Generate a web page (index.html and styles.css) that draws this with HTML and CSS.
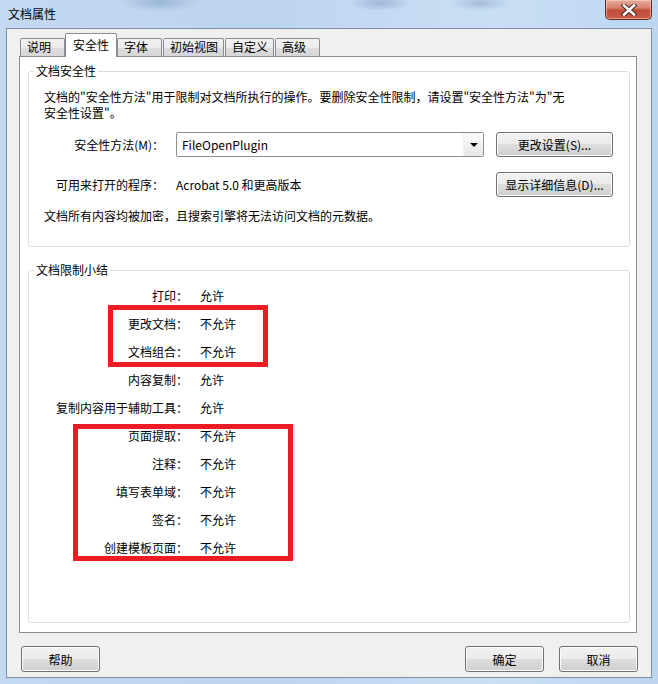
FILE: index.html
```html
<!DOCTYPE html>
<html lang="zh-CN">

<head>
  <meta charset="UTF-8" />
  <title>文档属性</title>
  <link rel="stylesheet" href="styles.css">
</head>

<body>
  <div class="window">
    <div class="titlebar">
      <span class="title">文档属性</span>
      <button class="close" type="button">
        <svg width="20" height="12" viewBox="0 0 20 12">
          <path d="M5 1.5 L15 10.5 M15 1.5 L5 10.5" stroke="#4a2a24" stroke-width="4.6" stroke-linecap="square" />
          <path d="M5 1.5 L15 10.5 M15 1.5 L5 10.5" stroke="#fff" stroke-width="2.6" stroke-linecap="square" />
        </svg>
      </button>
    </div>

    <div class="client">
      <div class="tabs">
        <span class="tab">说明</span>
        <span class="tab active">安全性</span>
        <span class="tab">字体</span>
        <span class="tab">初始视图</span>
        <span class="tab">自定义</span>
        <span class="tab">高级</span>
      </div>

      <div class="panel">
        <fieldset class="group">
          <legend>文档安全性</legend>
          <p class="desc">文档的"安全性方法"用于限制对文档所执行的操作。要删除安全性限制，请设置"安全性方法"为"无<br>安全性设置"。</p>
          <div class="form">
            <span class="label">安全性方法(M)：</span>
            <div class="combo">
              <span class="combo-text">FileOpenPlugin</span>
              <span class="combo-btn"><i class="arrow"></i></span>
            </div>
            <button class="btn" type="button">更改设置(S)...</button>
            <span class="label">可用来打开的程序：</span>
            <span class="value">Acrobat 5.0 和更高版本</span>
            <button class="btn" type="button">显示详细信息(D)...</button>
          </div>
          <p class="note">文档所有内容均被加密，且搜索引擎将无法访问文档的元数据。</p>
        </fieldset>

        <fieldset class="group summary">
          <legend>文档限制小结</legend>
          <div class="rows">
            <span class="label">打印：</span><span>允许</span>
            <span class="label">更改文档：</span><span>不允许</span>
            <span class="label">文档组合：</span><span>不允许</span>
            <span class="label">内容复制：</span><span>允许</span>
            <span class="label">复制内容用于辅助工具：</span><span>允许</span>
            <span class="label">页面提取：</span><span>不允许</span>
            <span class="label">注释：</span><span>不允许</span>
            <span class="label">填写表单域：</span><span>不允许</span>
            <span class="label">签名：</span><span>不允许</span>
            <span class="label">创建模板页面：</span><span>不允许</span>
            <div class="mark mark-edit"></div>
            <div class="mark mark-pages"></div>
          </div>
        </fieldset>
      </div>

      <div class="actions">
        <button class="btn help" type="button">帮助</button>
        <button class="btn" type="button">确定</button>
        <button class="btn" type="button">取消</button>
      </div>
    </div>
  </div>
</body>

</html>
```

FILE: styles.css
```css
* {
  box-sizing: border-box;
}

body {
  margin: 0;
  font: 12px "Noto Sans CJK SC", sans-serif;
  color: #000;
}

.window {
  width: 658px;
  height: 684px;
  padding: 0 6px 6px;
  display: flex;
  flex-direction: column;
  background:
    radial-gradient(ellipse 40px 10px at 160px 2px, rgba(110, 140, 180, 0.45), transparent),
    radial-gradient(ellipse 30px 8px at 380px 3px, rgba(110, 140, 180, 0.45), transparent),
    radial-gradient(ellipse 30px 8px at 480px 3px, rgba(110, 140, 180, 0.4), transparent),
    linear-gradient(to right, #c2d9f1, #bcd5ef 40%, #c9dff5 75%, #bcd6f0);
}

.titlebar {
  height: 28px;
  display: flex;
  justify-content: space-between;
  align-items: flex-start;
  padding-left: 2px;
}

.title {
  line-height: 28px;
}

.close {
  width: 47px;
  height: 20px;
  padding: 0;
  border: 1px solid #5e2b24;
  border-top: 0;
  border-radius: 0 0 5px 5px;
  background: linear-gradient(#e6ab9d, #d8826e 40%, #c24b36 55%, #c9604a);
  box-shadow: inset 0 0 0 1px rgba(255, 220, 210, 0.5);
  display: flex;
  align-items: center;
  justify-content: center;
}

.client {
  flex: 1;
  display: flex;
  flex-direction: column;
  padding: 4px 0 5px;
  background: #f0f0f0;
  border: 1px solid #7d8ea2;
}

.tabs {
  height: 24px;
  display: flex;
  align-items: flex-end;
  padding-left: 13px;
}

.tab {
  height: 18px;
  min-width: 45px;
  margin: 0 1px 1px 0;
  padding: 0 5px 0 6px;
  line-height: 16px;
  border: 1px solid #898c95;
  border-bottom: 0;
  border-radius: 2px 2px 0 0;
  background: linear-gradient(#f3f3f3, #ebebeb 50%, #dedede 51%, #d6d6d6);
}

.tab.active {
  position: relative;
  z-index: 1;
  height: 24px;
  margin: 0 0 0 -1px;
  padding: 0 7px;
  line-height: 21px;
  background: #fff;
}

.panel {
  flex: 1;
  display: flex;
  flex-direction: column;
  margin: -1px 14px 0 12px;
  padding: 6px 6px 9px 8px;
  background: #fff;
  border: 1px solid #898c95;
}

.group {
  margin: 0;
  padding: 0;
  min-width: 0;
  border: 1px solid #d5dfe5;
  border-radius: 3px;
}

.group legend {
  margin-left: 5px;
  padding: 0 2px;
  line-height: 16px;
}

.desc {
  margin: 10px 0 0 15px;
  line-height: 16px;
}

.form {
  display: grid;
  grid-template-columns: 135px 308px 117px;
  grid-auto-rows: 25px;
  column-gap: 12px;
  row-gap: 15px;
  align-items: center;
  margin-top: 11px;
}

.label {
  text-align: right;
  white-space: nowrap;
}

.combo {
  height: 25px;
  display: flex;
  border: 1px solid #8e8f8f;
  border-radius: 2px;
  background: #fff;
}

.combo-text {
  flex: 1;
  padding-left: 5px;
  line-height: 23px;
}

.combo-btn {
  width: 20px;
  display: flex;
  align-items: center;
  justify-content: center;
  border-left: 1px solid #f2f2f2;
  background: linear-gradient(#fbfbfb, #f1f1f1 50%, #e7e7e7);
}

.arrow {
  width: 0;
  height: 0;
  border-left: 4px solid transparent;
  border-right: 4px solid transparent;
  border-top: 4px solid #000;
}

.btn {
  height: 25px;
  padding: 0;
  font: inherit;
  color: #000;
  border: 1px solid #707070;
  border-radius: 3px;
  background: linear-gradient(#f2f2f2, #ebebeb 49%, #dddddd 50%, #cfcfcf);
  box-shadow: inset 0 0 0 1px #fbfbfb;
}

.note {
  margin: 11px 0 23px 15px;
  line-height: 15px;
}

.summary {
  flex: 1;
  margin-top: 15px;
}

.rows {
  position: relative;
  display: grid;
  grid-template-columns: 159px auto;
  grid-auto-rows: 28px;
  column-gap: 12px;
  align-items: center;
  margin-top: 3px;
}

.mark {
  position: absolute;
  border: 5px solid #ed1c24;
}

.mark-edit {
  left: 79px;
  top: 24px;
  width: 160px;
  height: 62px;
}

.mark-pages {
  left: 44px;
  top: 143px;
  width: 220px;
  height: 137px;
}

.actions {
  display: flex;
  gap: 15px;
  margin: 13px 13px 0 14px;
}

.actions .btn {
  width: 79px;
  height: 26px;
}

.actions .help {
  margin-right: auto;
}
```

Requirement →
Repeat the material above in full and exactly, omitting the pictures.

Worked solution →
Generate a web page (index.html and styles.css) that draws this with HTML and CSS.
FILE: index.html
```html
<!DOCTYPE html>
<html lang="zh-CN">

<head>
  <meta charset="UTF-8" />
  <title>文档属性</title>
  <link rel="stylesheet" href="styles.css">
</head>

<body>
  <div class="window">
    <div class="titlebar">
      <span class="title">文档属性</span>
      <button class="close" type="button">
        <svg width="20" height="12" viewBox="0 0 20 12">
          <path d="M5 1.5 L15 10.5 M15 1.5 L5 10.5" stroke="#4a2a24" stroke-width="4.6" stroke-linecap="square" />
          <path d="M5 1.5 L15 10.5 M15 1.5 L5 10.5" stroke="#fff" stroke-width="2.6" stroke-linecap="square" />
        </svg>
      </button>
    </div>

    <div class="client">
      <div class="tabs">
        <span class="tab">说明</span>
        <span class="tab active">安全性</span>
        <span class="tab">字体</span>
        <span class="tab">初始视图</span>
        <span class="tab">自定义</span>
        <span class="tab">高级</span>
      </div>

      <div class="panel">
        <fieldset class="group">
          <legend>文档安全性</legend>
          <p class="desc">文档的"安全性方法"用于限制对文档所执行的操作。要删除安全性限制，请设置"安全性方法"为"无<br>安全性设置"。</p>
          <div class="form">
            <span class="label">安全性方法(M)：</span>
            <div class="combo">
              <span class="combo-text">FileOpenPlugin</span>
              <span class="combo-btn"><i class="arrow"></i></span>
            </div>
            <button class="btn" type="button">更改设置(S)...</button>
            <span class="label">可用来打开的程序：</span>
            <span class="value">Acrobat 5.0 和更高版本</span>
            <button class="btn" type="button">显示详细信息(D)...</button>
          </div>
          <p class="note">文档所有内容均被加密，且搜索引擎将无法访问文档的元数据。</p>
        </fieldset>

        <fieldset class="group summary">
          <legend>文档限制小结</legend>
          <div class="rows">
            <span class="label">打印：</span><span>允许</span>
            <span class="label">更改文档：</span><span>不允许</span>
            <span class="label">文档组合：</span><span>不允许</span>
            <span class="label">内容复制：</span><span>允许</span>
            <span class="label">复制内容用于辅助工具：</span><span>允许</span>
            <span class="label">页面提取：</span><span>不允许</span>
            <span class="label">注释：</span><span>不允许</span>
            <span class="label">填写表单域：</span><span>不允许</span>
            <span class="label">签名：</span><span>不允许</span>
            <span class="label">创建模板页面：</span><span>不允许</span>
            <div class="mark mark-edit"></div>
            <div class="mark mark-pages"></div>
          </div>
        </fieldset>
      </div>

      <div class="actions">
        <button class="btn help" type="button">帮助</button>
        <button class="btn" type="button">确定</button>
        <button class="btn" type="button">取消</button>
      </div>
    </div>
  </div>
</body>

</html>
```

FILE: styles.css
```css
* {
  box-sizing: border-box;
}

body {
  margin: 0;
  font: 12px "Noto Sans CJK SC", sans-serif;
  color: #000;
}

.window {
  width: 658px;
  height: 684px;
  padding: 0 6px 6px;
  display: flex;
  flex-direction: column;
  background:
    radial-gradient(ellipse 40px 10px at 160px 2px, rgba(110, 140, 180, 0.45), transparent),
    radial-gradient(ellipse 30px 8px at 380px 3px, rgba(110, 140, 180, 0.45), transparent),
    radial-gradient(ellipse 30px 8px at 480px 3px, rgba(110, 140, 180, 0.4), transparent),
    linear-gradient(to right, #c2d9f1, #bcd5ef 40%, #c9dff5 75%, #bcd6f0);
}

.titlebar {
  height: 28px;
  display: flex;
  justify-content: space-between;
  align-items: flex-start;
  padding-left: 2px;
}

.title {
  line-height: 28px;
}

.close {
  width: 47px;
  height: 20px;
  padding: 0;
  border: 1px solid #5e2b24;
  border-top: 0;
  border-radius: 0 0 5px 5px;
  background: linear-gradient(#e6ab9d, #d8826e 40%, #c24b36 55%, #c9604a);
  box-shadow: inset 0 0 0 1px rgba(255, 220, 210, 0.5);
  display: flex;
  align-items: center;
  justify-content: center;
}

.client {
  flex: 1;
  display: flex;
  flex-direction: column;
  padding: 4px 0 5px;
  background: #f0f0f0;
  border: 1px solid #7d8ea2;
}

.tabs {
  height: 24px;
  display: flex;
  align-items: flex-end;
  padding-left: 13px;
}

.tab {
  height: 18px;
  min-width: 45px;
  margin: 0 1px 1px 0;
  padding: 0 5px 0 6px;
  line-height: 16px;
  border: 1px solid #898c95;
  border-bottom: 0;
  border-radius: 2px 2px 0 0;
  background: linear-gradient(#f3f3f3, #ebebeb 50%, #dedede 51%, #d6d6d6);
}

.tab.active {
  position: relative;
  z-index: 1;
  height: 24px;
  margin: 0 0 0 -1px;
  padding: 0 7px;
  line-height: 21px;
  background: #fff;
}

.panel {
  flex: 1;
  display: flex;
  flex-direction: column;
  margin: -1px 14px 0 12px;
  padding: 6px 6px 9px 8px;
  background: #fff;
  border: 1px solid #898c95;
}

.group {
  margin: 0;
  padding: 0;
  min-width: 0;
  border: 1px solid #d5dfe5;
  border-radius: 3px;
}

.group legend {
  margin-left: 5px;
  padding: 0 2px;
  line-height: 16px;
}

.desc {
  margin: 10px 0 0 15px;
  line-height: 16px;
}

.form {
  display: grid;
  grid-template-columns: 135px 308px 117px;
  grid-auto-rows: 25px;
  column-gap: 12px;
  row-gap: 15px;
  align-items: center;
  margin-top: 11px;
}

.label {
  text-align: right;
  white-space: nowrap;
}

.combo {
  height: 25px;
  display: flex;
  border: 1px solid #8e8f8f;
  border-radius: 2px;
  background: #fff;
}

.combo-text {
  flex: 1;
  padding-left: 5px;
  line-height: 23px;
}

.combo-btn {
  width: 20px;
  display: flex;
  align-items: center;
  justify-content: center;
  border-left: 1px solid #f2f2f2;
  background: linear-gradient(#fbfbfb, #f1f1f1 50%, #e7e7e7);
}

.arrow {
  width: 0;
  height: 0;
  border-left: 4px solid transparent;
  border-right: 4px solid transparent;
  border-top: 4px solid #000;
}

.btn {
  height: 25px;
  padding: 0;
  font: inherit;
  color: #000;
  border: 1px solid #707070;
  border-radius: 3px;
  background: linear-gradient(#f2f2f2, #ebebeb 49%, #dddddd 50%, #cfcfcf);
  box-shadow: inset 0 0 0 1px #fbfbfb;
}

.note {
  margin: 11px 0 23px 15px;
  line-height: 15px;
}

.summary {
  flex: 1;
  margin-top: 15px;
}

.rows {
  position: relative;
  display: grid;
  grid-template-columns: 159px auto;
  grid-auto-rows: 28px;
  column-gap: 12px;
  align-items: center;
  margin-top: 3px;
}

.mark {
  position: absolute;
  border: 5px solid #ed1c24;
}

.mark-edit {
  left: 79px;
  top: 24px;
  width: 160px;
  height: 62px;
}

.mark-pages {
  left: 44px;
  top: 143px;
  width: 220px;
  height: 137px;
}

.actions {
  display: flex;
  gap: 15px;
  margin: 13px 13px 0 14px;
}

.actions .btn {
  width: 79px;
  height: 26px;
}

.actions .help {
  margin-right: auto;
}
```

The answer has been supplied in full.